Under state law because their foster parent of four years is gay he is not eligible to adopt.

A Miami appeals court heard arguments on the case yesterday.

In November Miami-Dade Circuit Judge Cindy Lederman ruled in favour of Frank Martin Gill, a 54-year-old North Miami man.

Judge Lederman decided that Gill’s sexual orientation should not preclude him from being able to adopt his two foster children.

Action on this case at the State Supreme Court level could overturn Florida’s decades-old ban on gays and lesbians adopting children.

Florida is currently the only state that expressly bans all gays and lesbians from adopting.
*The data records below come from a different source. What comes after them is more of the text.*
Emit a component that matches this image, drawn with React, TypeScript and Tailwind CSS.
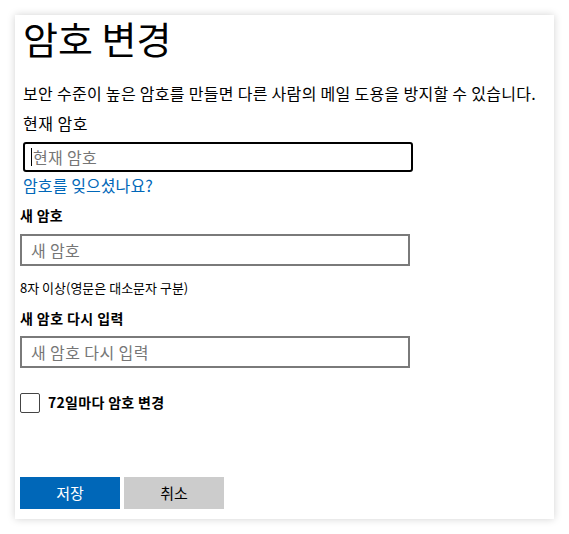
import React from "react";

export default function App() {
  const font = { fontFamily: '"Noto Sans CJK KR", "Noto Sans", sans-serif' };
  return (
    <div className="w-[569px] h-[534px] bg-white pt-[15px] pl-[15px]" style={font}>
      <div className="w-[539px] h-[504px] bg-white shadow-[0_0_8px_rgba(0,0,0,0.18)] px-[5px] flex flex-col text-black">
        <div className="pl-[3px] flex flex-col">
          <h1 className="text-[38px] leading-[44px] mt-[1px] font-normal">암호 변경</h1>
          <p className="text-[16px] leading-[20px] mt-[23px] tracking-[0.3px] whitespace-nowrap">보안 수준이 높은 암호를 만들면 다른 사람의 메일 도용을 방지할 수 있습니다.</p>
          <label className="text-[16px] leading-[20px] mt-[10px] tracking-[0.5px]">현재 암호</label>
          <div className="mt-[9px] w-[390px] h-[30px] border-2 border-black rounded-[3px] flex items-center pl-[6px]">
            <span className="w-px h-[18px] bg-black mr-[1px]" />
            <span className="text-[16px] tracking-[0.3px] text-[#767676]">현재 암호</span>
          </div>
          <a className="text-[16px] leading-[20px] mt-[3px] text-[#0067b8] tracking-[0.1px]">암호를 잊으셨나요?</a>
        </div>
        <div className="text-[14px] leading-[20px] font-bold mt-[10px] tracking-[0.3px]">새 암호</div>
        <div className="mt-[9px] w-[390px] h-[32px] border-2 border-[#7a7a7a] flex items-center pl-[9px]">
          <span className="text-[16px] tracking-[0.3px] text-[#767676]">새 암호</span>
        </div>
        <div className="text-[13px] leading-[18px] mt-[13px]">8자 이상(영문은 대소문자 구분)</div>
        <div className="text-[14px] leading-[20px] font-bold mt-[11px] tracking-[0.4px]">새 암호 다시 입력</div>
        <div className="mt-[8px] w-[390px] h-[32px] border-2 border-[#7a7a7a] flex items-center pl-[9px]">
          <span className="text-[16px] tracking-[0.4px] text-[#767676]">새 암호 다시 입력</span>
        </div>
        <div className="flex items-center mt-[24px]">
          <div className="w-[20px] h-[20px] border border-[#444] rounded-[2px] bg-white" />
          <span className="ml-[8px] text-[14px] font-bold tracking-[0.3px]">72일마다 암호 변경</span>
        </div>
        <div className="flex gap-[4px] mt-[64px]">
          <button className="w-[100px] h-[32px] bg-[#0067b8] text-white text-[15px]">저장</button>
          <button className="w-[100px] h-[32px] bg-[#cccccc] text-black text-[15px]">취소</button>
        </div>
      </div>
    </div>
  );
}
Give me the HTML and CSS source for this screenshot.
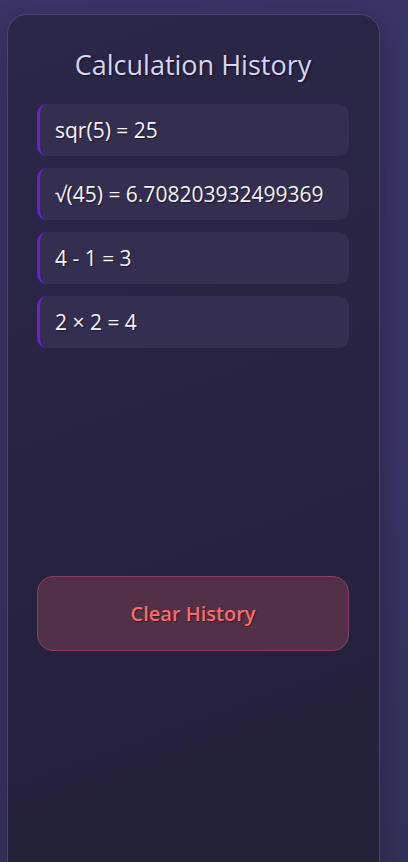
FILE: index.html
```html
<!DOCTYPE html>
<html>
<head>
<meta charset="utf-8">
<link rel="stylesheet" href="styles.css">
</head>
<body>
<div class="page">
  <aside class="panel">
    <h2 class="title">Calculation History</h2>
    <ul class="history">
      <li class="entry">sqr(5) = 25</li>
      <li class="entry">√(45) = 6.708203932499369</li>
      <li class="entry">4 - 1 = 3</li>
      <li class="entry">2 × 2 = 4</li>
    </ul>
    <button class="clear">Clear History</button>
  </aside>
</div>
</body>
</html>
```
FILE: styles.css
```css
html, body {
  margin: 0;
  padding: 0;
  height: 100%;
}
body {
  background: linear-gradient(135deg, #3c3468 0%, #3a3366 60%, #343058 100%);
  font-family: "Open Sans", "Noto Sans", sans-serif;
  overflow: hidden;
}
.page {
  padding: 14px 28px 0 7px;
  height: 100%;
  box-sizing: border-box;
}
.panel {
  background: linear-gradient(160deg, #2b2749 0%, #27233f 50%, #23203a 100%);
  border: 1px solid #4a4470;
  border-radius: 20px;
  height: 900px;
  box-sizing: border-box;
  padding: 31px 30px 0 29px;
  box-shadow: 0 8px 24px rgba(0,0,0,0.25);
}
.title {
  margin: 0 0 20px 0;
  text-align: center;
  font-weight: 400;
  font-size: 27px;
  line-height: 38px;
  color: #d9d5f2;
  text-shadow: 1px 1px 2px rgba(0,0,0,0.6);
}
.history {
  list-style: none;
  margin: 0;
  padding: 0;
  display: flex;
  flex-direction: column;
  gap: 12px;
  height: 472px;
}
.entry {
  height: 52px;
  box-sizing: border-box;
  display: flex;
  align-items: center;
  padding-left: 15px;
  background: #342f50;
  border-left: 3px solid #6b1fd6;
  border-radius: 10px;
  color: #f4f3fa;
  font-size: 21px;
  text-shadow: 1px 1px 1px rgba(0,0,0,0.5);
}
.clear {
  display: block;
  width: 100%;
  height: 75px;
  background: #523148;
  border: 1px solid #8b3e5c;
  border-radius: 16px;
  color: #ff6b6b;
  font-family: "Open Sans", "Noto Sans", sans-serif;
  font-size: 20px;
  font-weight: 600;
  text-shadow: 1px 1px 1px rgba(0,0,0,0.5);
}
```
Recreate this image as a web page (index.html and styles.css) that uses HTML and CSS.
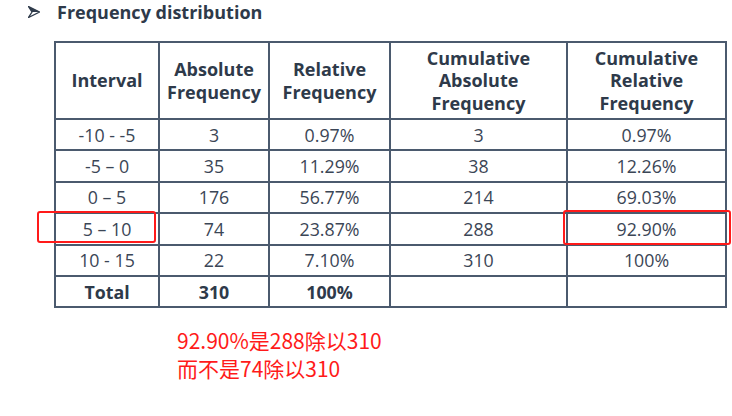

The state does allow gays and lesbians to foster parent.

Gay and lesbian parents are raising 4% of all adopted children in the United States, approximately 65,500 children. Three percent are being raised by single lesbians and gay men and 1% by same-sex couples.

The Census in 2000 estimates indicate that 6% of children in non-kin care, with caretakers other than extended family members, are being raised by gay, lesbian, and bisexual foster parents, a total of 14,134 of the nearly 500,000 children living in foster care on any given day.

Gay and lesbian foster parents are more likely to raise children with disabilities—32% of all foster children with disabilities reside with gay and lesbian parents.

Florida is the only state that has a law specifically disallowing gay individuals from adopting.

In Nebraska, although no statutory law exists, a 1995 directive of the then director of the Department of Social Service prohibits adoption by gay individuals as well as individuals who are cohabitating in an unmarried relationship.

California, Maryland, Massachusetts, Nevada, New Jersey, and New York have policies prohibiting sexual orientation discrimination in the adoption process.

An individual’s sexual orientation is not a basis for exclusion in Connecticut, Colorado, Illinois, Indiana, Pennsylvania, Vermont, and Washington DC.